_Aim of the exercise_
Go through the lines below and copy each one that holds the string "page".

_Dataset extract_
--- --- ---
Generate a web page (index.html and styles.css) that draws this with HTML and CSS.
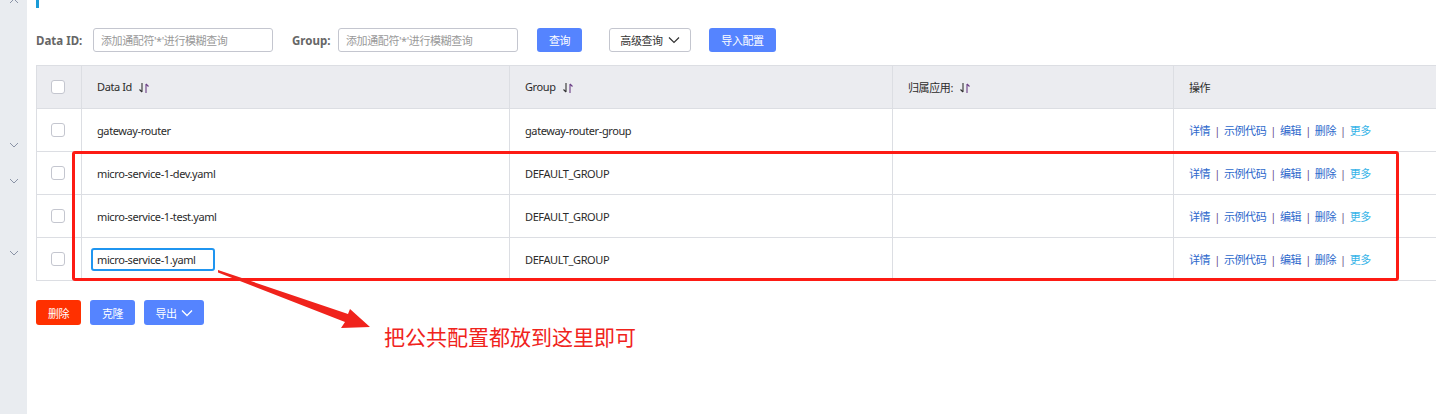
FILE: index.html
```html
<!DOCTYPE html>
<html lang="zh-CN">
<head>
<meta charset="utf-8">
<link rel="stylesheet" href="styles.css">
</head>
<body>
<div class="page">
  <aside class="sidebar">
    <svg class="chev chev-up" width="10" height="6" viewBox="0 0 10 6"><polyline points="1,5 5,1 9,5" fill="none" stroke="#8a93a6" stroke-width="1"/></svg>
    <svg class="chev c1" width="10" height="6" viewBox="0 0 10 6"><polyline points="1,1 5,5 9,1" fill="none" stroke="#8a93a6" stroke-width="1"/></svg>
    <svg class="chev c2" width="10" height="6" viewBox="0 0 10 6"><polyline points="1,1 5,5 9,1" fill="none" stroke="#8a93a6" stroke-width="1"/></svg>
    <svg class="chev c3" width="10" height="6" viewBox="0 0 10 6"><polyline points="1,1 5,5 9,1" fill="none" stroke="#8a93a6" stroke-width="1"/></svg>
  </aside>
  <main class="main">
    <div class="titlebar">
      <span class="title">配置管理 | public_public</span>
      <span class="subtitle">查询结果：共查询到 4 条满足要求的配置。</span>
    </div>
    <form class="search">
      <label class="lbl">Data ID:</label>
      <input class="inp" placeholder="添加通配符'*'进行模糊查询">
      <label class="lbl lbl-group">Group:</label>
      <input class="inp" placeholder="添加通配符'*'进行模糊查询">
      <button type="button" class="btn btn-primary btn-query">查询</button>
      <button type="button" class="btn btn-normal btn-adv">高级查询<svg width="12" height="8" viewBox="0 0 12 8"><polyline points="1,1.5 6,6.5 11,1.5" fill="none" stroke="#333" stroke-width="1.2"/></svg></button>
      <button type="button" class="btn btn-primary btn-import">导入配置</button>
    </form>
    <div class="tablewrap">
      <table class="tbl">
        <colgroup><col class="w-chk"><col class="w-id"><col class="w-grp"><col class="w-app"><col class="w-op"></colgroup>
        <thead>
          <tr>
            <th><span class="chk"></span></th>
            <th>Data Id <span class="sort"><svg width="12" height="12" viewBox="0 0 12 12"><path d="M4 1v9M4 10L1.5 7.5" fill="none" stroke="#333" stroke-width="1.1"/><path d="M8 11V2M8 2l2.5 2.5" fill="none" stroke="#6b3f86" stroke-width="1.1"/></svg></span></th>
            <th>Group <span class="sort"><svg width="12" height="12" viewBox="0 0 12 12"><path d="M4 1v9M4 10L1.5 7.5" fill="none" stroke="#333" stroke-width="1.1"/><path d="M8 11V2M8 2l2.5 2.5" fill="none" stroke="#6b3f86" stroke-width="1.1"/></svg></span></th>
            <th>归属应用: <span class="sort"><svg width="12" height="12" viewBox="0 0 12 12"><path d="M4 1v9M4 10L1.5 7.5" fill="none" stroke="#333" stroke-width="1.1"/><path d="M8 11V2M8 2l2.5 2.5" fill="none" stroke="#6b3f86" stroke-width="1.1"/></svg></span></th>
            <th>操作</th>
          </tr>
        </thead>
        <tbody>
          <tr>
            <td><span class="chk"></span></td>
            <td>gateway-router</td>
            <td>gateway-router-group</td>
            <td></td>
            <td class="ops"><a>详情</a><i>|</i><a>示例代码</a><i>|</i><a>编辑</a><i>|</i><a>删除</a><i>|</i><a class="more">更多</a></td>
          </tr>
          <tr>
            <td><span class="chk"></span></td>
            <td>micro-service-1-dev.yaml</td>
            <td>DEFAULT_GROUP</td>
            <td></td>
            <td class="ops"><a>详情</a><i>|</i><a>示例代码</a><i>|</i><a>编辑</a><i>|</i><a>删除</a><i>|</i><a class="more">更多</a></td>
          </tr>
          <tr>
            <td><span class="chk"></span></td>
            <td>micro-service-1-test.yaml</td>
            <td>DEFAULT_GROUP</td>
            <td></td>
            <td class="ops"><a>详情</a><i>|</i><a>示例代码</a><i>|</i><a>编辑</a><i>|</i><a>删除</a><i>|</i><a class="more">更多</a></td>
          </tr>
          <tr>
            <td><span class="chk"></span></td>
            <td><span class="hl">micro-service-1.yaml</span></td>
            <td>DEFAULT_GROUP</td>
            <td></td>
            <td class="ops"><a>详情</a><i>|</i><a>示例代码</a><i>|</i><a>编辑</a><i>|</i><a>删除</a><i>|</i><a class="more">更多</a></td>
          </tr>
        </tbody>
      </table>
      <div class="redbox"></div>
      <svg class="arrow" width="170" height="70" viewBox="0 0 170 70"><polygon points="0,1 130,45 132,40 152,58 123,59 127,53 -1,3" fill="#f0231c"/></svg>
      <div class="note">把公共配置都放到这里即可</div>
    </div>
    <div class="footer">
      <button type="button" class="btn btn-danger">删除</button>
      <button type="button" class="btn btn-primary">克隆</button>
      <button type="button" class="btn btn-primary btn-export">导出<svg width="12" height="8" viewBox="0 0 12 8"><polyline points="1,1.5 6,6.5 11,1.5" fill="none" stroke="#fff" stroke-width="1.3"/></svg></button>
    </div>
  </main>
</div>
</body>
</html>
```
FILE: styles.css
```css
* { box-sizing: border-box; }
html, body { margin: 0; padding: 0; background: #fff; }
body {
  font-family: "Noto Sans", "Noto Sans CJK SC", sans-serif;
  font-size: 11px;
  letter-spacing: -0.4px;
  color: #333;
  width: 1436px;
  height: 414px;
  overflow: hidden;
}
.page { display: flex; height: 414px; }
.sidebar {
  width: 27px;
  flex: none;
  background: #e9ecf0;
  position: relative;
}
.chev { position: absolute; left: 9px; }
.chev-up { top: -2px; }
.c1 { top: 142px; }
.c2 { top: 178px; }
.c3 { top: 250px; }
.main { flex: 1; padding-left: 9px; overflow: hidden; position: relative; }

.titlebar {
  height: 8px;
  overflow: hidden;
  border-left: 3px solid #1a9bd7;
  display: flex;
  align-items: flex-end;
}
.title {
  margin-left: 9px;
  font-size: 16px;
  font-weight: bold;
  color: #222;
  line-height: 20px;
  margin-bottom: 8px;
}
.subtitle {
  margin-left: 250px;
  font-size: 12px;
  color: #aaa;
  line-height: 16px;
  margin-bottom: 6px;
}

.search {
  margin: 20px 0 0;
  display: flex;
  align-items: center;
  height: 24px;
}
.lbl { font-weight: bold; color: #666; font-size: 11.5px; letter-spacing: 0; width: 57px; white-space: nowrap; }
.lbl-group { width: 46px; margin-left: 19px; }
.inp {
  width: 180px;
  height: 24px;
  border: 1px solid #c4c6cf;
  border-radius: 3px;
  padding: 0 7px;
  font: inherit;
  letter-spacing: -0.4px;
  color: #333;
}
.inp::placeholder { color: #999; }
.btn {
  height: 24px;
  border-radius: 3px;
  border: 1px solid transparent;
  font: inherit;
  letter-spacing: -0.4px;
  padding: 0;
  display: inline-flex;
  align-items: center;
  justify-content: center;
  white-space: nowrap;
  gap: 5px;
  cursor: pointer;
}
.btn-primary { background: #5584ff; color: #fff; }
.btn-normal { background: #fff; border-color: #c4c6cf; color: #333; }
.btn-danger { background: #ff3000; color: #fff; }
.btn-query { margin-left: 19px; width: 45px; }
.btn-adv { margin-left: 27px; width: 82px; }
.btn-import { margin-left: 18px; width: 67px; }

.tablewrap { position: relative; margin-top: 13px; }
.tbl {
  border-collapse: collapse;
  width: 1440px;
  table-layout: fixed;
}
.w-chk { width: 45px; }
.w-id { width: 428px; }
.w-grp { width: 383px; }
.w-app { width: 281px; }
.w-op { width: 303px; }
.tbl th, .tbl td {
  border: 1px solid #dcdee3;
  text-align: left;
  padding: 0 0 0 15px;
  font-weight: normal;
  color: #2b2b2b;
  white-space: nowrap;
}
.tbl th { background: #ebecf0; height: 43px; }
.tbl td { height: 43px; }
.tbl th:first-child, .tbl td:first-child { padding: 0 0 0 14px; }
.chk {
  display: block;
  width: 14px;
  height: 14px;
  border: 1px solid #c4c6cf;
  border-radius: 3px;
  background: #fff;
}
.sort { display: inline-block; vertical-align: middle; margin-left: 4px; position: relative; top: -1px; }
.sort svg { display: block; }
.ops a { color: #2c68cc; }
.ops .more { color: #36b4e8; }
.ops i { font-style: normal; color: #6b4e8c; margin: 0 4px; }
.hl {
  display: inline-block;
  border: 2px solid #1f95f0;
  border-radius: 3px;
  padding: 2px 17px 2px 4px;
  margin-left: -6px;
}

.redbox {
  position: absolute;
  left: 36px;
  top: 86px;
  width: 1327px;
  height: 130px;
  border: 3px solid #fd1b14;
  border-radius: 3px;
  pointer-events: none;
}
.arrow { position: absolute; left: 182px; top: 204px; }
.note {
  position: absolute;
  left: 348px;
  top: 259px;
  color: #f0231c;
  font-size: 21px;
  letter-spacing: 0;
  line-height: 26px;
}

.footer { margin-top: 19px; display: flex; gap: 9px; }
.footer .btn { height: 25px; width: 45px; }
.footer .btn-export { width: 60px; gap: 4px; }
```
--- --- ---
_Solved exercise_
Generate a web page (index.html and styles.css) that draws this with HTML and CSS.
<div class="page">
.page { display: flex; height: 414px; }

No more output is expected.